If this does occur, the role, experience, qualifications and actions of the health and safety practitioner are likely to become a key issue in any case.

I would welcome your comments and in particular, any counter argument.

Kind regards.

DJ
boblewis  
#2 Posted : 26 June 2012 11:48:18(UTC)
Rank: Super forum user
boblewis

I think your precis does no full justice to the nuances of the jufgement. I think that the judge is making clear a number of points

1) One has to recognise that asbestos is commmonly recognised as a major health risk and thus one cannot avoid this fact without a very clear and substantial Risk Assessment
2) Legislation while not absolute is very strict and clear in its intent
3) Public views are important in a modern society in making decisions about management priorities. Managers have to take them into account when making assessments of risk

Bob
Ron Hunter  
#3 Posted : 26 June 2012 13:53:47(UTC)
Rank: Super forum user
Ron Hunter

This seems to accord with established legal principles?

(from HSE report:)

"The principal contractor at the Bournemouth store, Wilmott Dixon Construction Ltd, failed to plan, manage and monitor removal of asbestos-containing materials. It did not prevent the possibility of asbestos being disturbed by its workers in areas that had not been surveyed extensively."
Dean Elliot  
#4 Posted : 29 June 2012 13:58:22(UTC)
Rank: Forum user
Dean Elliot

This sets no legal precedence, does not change the spirit of the regulations and follows closely the judgement in R v Board of Trustees of Science Museum.

The defence did not disagree with the facts of the case but rather suggested that, retrospectively, the likelihood of an individual actually inhaling the dust was low. Legally, the term risk means the possibility of danger - but they were arguing that the probability was low. Of course, with a one-off exposure there may be very low probability of harm but this is not so for continual exposures, which they have no control over.

BJC  
#5 Posted : 29 June 2012 14:49:02(UTC)
Rank: Guest
Guest

They need to make the law simpler eg now not only do we have licensed noifiable work but non licensed notifiable work and of course non licensed non notifiable work - it beggars belief.
boblewis  
#6 Posted : 29 June 2012 15:13:36(UTC)
Rank: Super forum user
boblewis

Law is simple

Manage and assess ALL work on or near asbestos containing materials to prevent relase of fibre into the local or external environment. As I read the facts there was insufficient attention paid to the risk assessment merely an assumption that the work was low level and sporadic.
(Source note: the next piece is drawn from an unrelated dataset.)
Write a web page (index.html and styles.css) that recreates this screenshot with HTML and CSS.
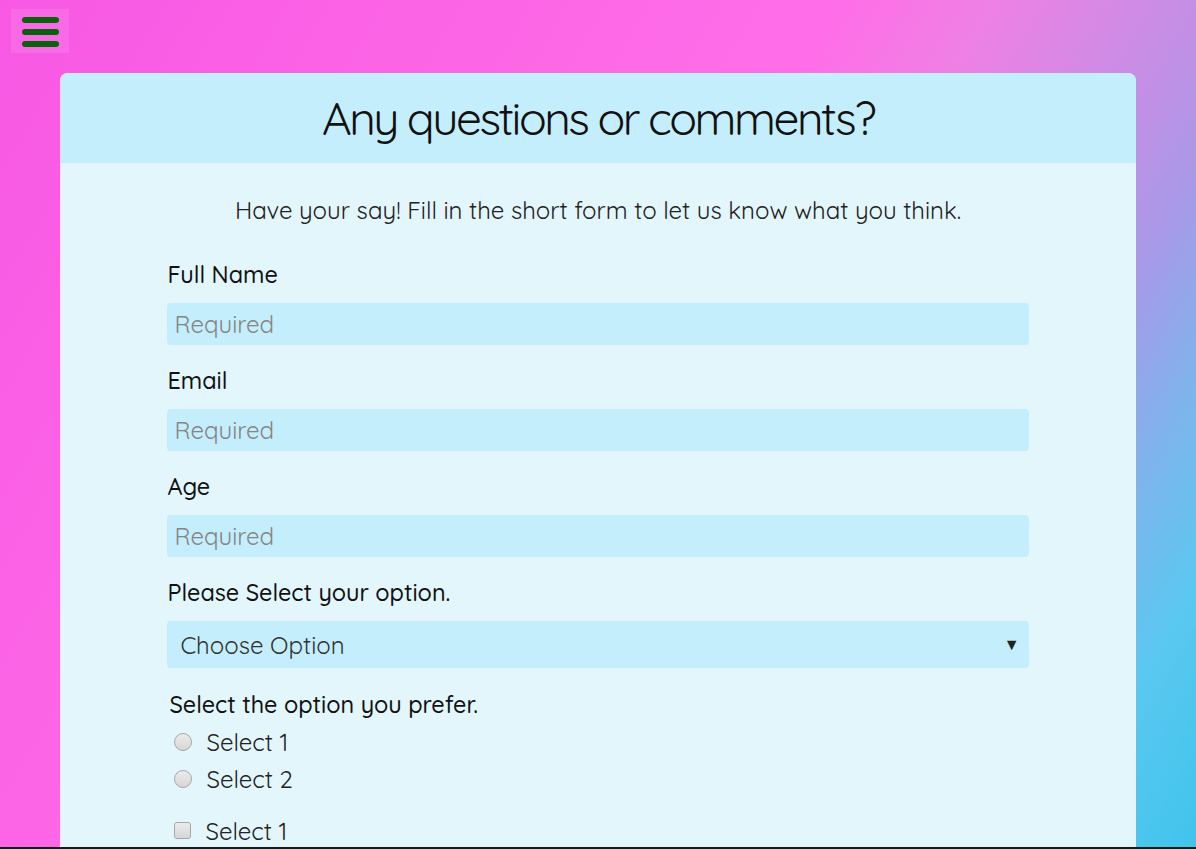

The problems exist when people are trying to get the work done as quickly and cheaply as possible without proper management and assessment. Perhaps a good path forward is to make ALL work licensed without options!!!!! At least then the work would be properly managed and set up to avoid/reduce risk of exposure and fibre spread to minimum.

Bob
RayRapp  
#7 Posted : 30 June 2012 08:43:52(UTC)
Rank: Super forum user
RayRapp

Bob

The problem with making all asbestos work licensed is that even more builders will exposure workers and others by not ensuring asbestos work is properly managed and removed to save time and money.

I was recently asked to provide RAMS by a friend for a strip out of a flat, when I queried about the asbestos D&R survey I was told that it was not necessary as the building was only 20 years old! I of course corrected my friend. However nothing else was heard. This was a £300k job with bonifide top end designers involved. Until h&s laws are properly enforced and meaningful sentences imposed on those who break the law non-compliance will continue unabated.
blodwyn  
#8 Posted : 03 July 2012 11:41:30(UTC)
Rank: Forum user
blodwyn

DJ where did you find this article please? Meed it urgently.

Kind regards
Clare
Phillips20760  
#9 Posted : 03 July 2012 13:47:07(UTC)
Rank: Forum user
Phillips20760

Is the OP is leaning towards the fact that such a judgement could give rise to risk avoidance if there is a heightened public perception of a particular risk - and more worrying throwing SFAIRP out of the window...? (point 4 in the verdict..)

I think I see where you are coming from DJ, but unsure if that is the intention of the verdict - I'll have to read the case in more detail.